Speaker
Description
The future Electron-Ion Collider (EIC) will open a new precision frontier for QCD studies in collisions of polarized electrons with polarized protons and with a broad variety of nuclei. Its scientific program addresses key questions about the spin, flavor, and charge spatial structures in the nucleon, about the origin of nucleon mass, and on the role of gluons in nucleons and nuclei.
The ePIC detector is being developed for the main general-purpose experiment at the EIC. It is designed to provide a near-hermetic coverage equipped with high-resolution tracking and calorimetry, comprehensive particle identification, and dedicated far-forward and far-backward instrumentation. These capabilities are essential to meet the broad and demanding requirements of the EIC physics program.
This talk will present an overview of the ePIC detector concept and of its physics opportunities, with particular emphasis on measurements of relevance to the meson community.
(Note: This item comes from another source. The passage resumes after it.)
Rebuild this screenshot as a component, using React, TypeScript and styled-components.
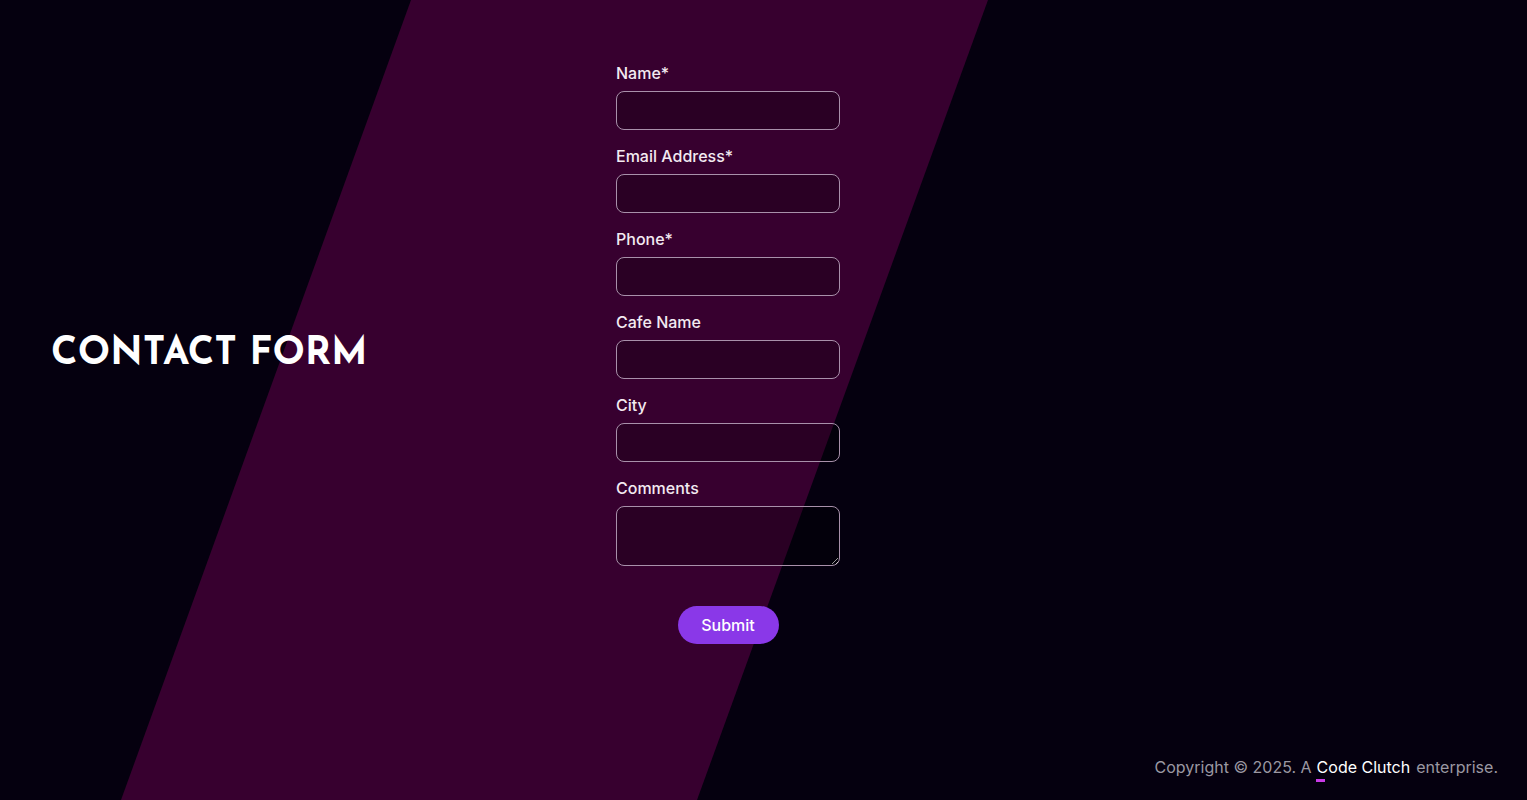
import React from 'react';
import styled, { createGlobalStyle } from 'styled-components';

const GlobalStyle = createGlobalStyle`
  * {
    box-sizing: border-box;
  }

  html,
  body {
    margin: 0;
    padding: 0;
    background: #05000f;
    font-family: Inter, 'Liberation Sans', sans-serif;
  }
`;

const Page = styled.div`
  position: relative;
  display: flex;
  flex-direction: column;
  height: 100vh;
  overflow: hidden;
  background: #05000f;
  color: #fff;

  &::before {
    content: '';
    position: absolute;
    inset: 0;
    background: #37002f;
    clip-path: polygon(411px 0, 988px 0, 697px 800px, 121px 800px);
    z-index: 0;
  }
`;

const Main = styled.main`
  position: relative;
  z-index: 1;
  flex: 1;
  display: grid;
  grid-template-columns: 564px 224px;
  align-items: center;
  align-content: start;
  padding: 63px 0 0 52px;
`;

const Heading = styled.h1`
  margin: 2px 0 0 -1px;
  font-family: 'Josefin Sans', Lato, 'Liberation Sans', sans-serif;
  font-size: 38px;
  font-weight: 700;
  letter-spacing: 0.2px;
  color: #fff;
`;

const Form = styled.form`
  display: flex;
  flex-direction: column;
`;

const Field = styled.div`
  display: flex;
  flex-direction: column;
  margin-bottom: 16px;
`;

const Label = styled.label`
  font-size: 16px;
  font-weight: 450;
  line-height: 20px;
  color: #f3eaf1;
  margin-bottom: 8px;
`;

const Input = styled.input`
  width: 224px;
  height: 39px;
  padding: 0 12px;
  border: 1px solid #a890aa;
  border-radius: 8px;
  background: rgba(0, 0, 0, 0.22);
  color: #fff;
  font: inherit;
  outline: none;
`;

const TextArea = styled.textarea`
  width: 224px;
  height: 60px;
  padding: 8px 12px;
  border: 1px solid #a890aa;
  border-radius: 8px;
  background: rgba(0, 0, 0, 0.22);
  color: #fff;
  font: inherit;
  outline: none;
  resize: vertical;
  display: block;
`;

const SubmitRow = styled.div`
  display: flex;
  justify-content: center;
  margin-top: 24px;
`;

const SubmitButton = styled.button`
  width: 101px;
  height: 38px;
  border: none;
  border-radius: 19px;
  background: #8a38e8;
  color: #fff;
  font-family: Inter, 'Liberation Sans', sans-serif;
  font-size: 16px;
  font-weight: 450;
  cursor: pointer;
`;

const Footer = styled.footer`
  position: relative;
  z-index: 1;
  display: flex;
  justify-content: flex-end;
  padding: 0 29px 23px 0;
  font-size: 16px;
  color: #9b98a2;
`;

const Brand = styled.a`
  position: relative;
  margin: 0 6px 0 5px;
  color: #fff;
  text-decoration: none;

  &::after {
    content: '';
    position: absolute;
    left: -1px;
    bottom: -5px;
    width: 9px;
    height: 3px;
    background: #c93ae6;
  }
`;

const fields = [
  { id: 'name', label: 'Name*', type: 'text' },
  { id: 'email', label: 'Email Address*', type: 'email' },
  { id: 'phone', label: 'Phone*', type: 'tel' },
  { id: 'cafe', label: 'Cafe Name', type: 'text' },
  { id: 'city', label: 'City', type: 'text' },
];

const App: React.FC = () => {
  return (
    <>
      <GlobalStyle />
      <Page>
        <Main>
          <Heading>CONTACT FORM</Heading>
          <Form onSubmit={(e) => e.preventDefault()}>
            {fields.map((f) => (
              <Field key={f.id}>
                <Label htmlFor={f.id}>{f.label}</Label>
                <Input id={f.id} name={f.id} type={f.type} />
              </Field>
            ))}
            <Field>
              <Label htmlFor="comments">Comments</Label>
              <TextArea id="comments" name="comments" />
            </Field>
            <SubmitRow>
              <SubmitButton type="submit">Submit</SubmitButton>
            </SubmitRow>
          </Form>
        </Main>
        <Footer>
          Copyright © 2025. A<Brand href="#">Code Clutch</Brand>enterprise.
        </Footer>
      </Page>
    </>
  );
};

export default App;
Key topics include exclusive and diffractive meson production as probes of gluon imaging and saturation, as well as semi-inclusive measurements of identified pions and kaons for studies of flavor and spin structure and of hadronization dynamics. The role of tagged measurements with light nuclei in accessing neutron structure will also be discussed. Finally, the status of the project and recent progress in physics-readiness efforts will be summarized.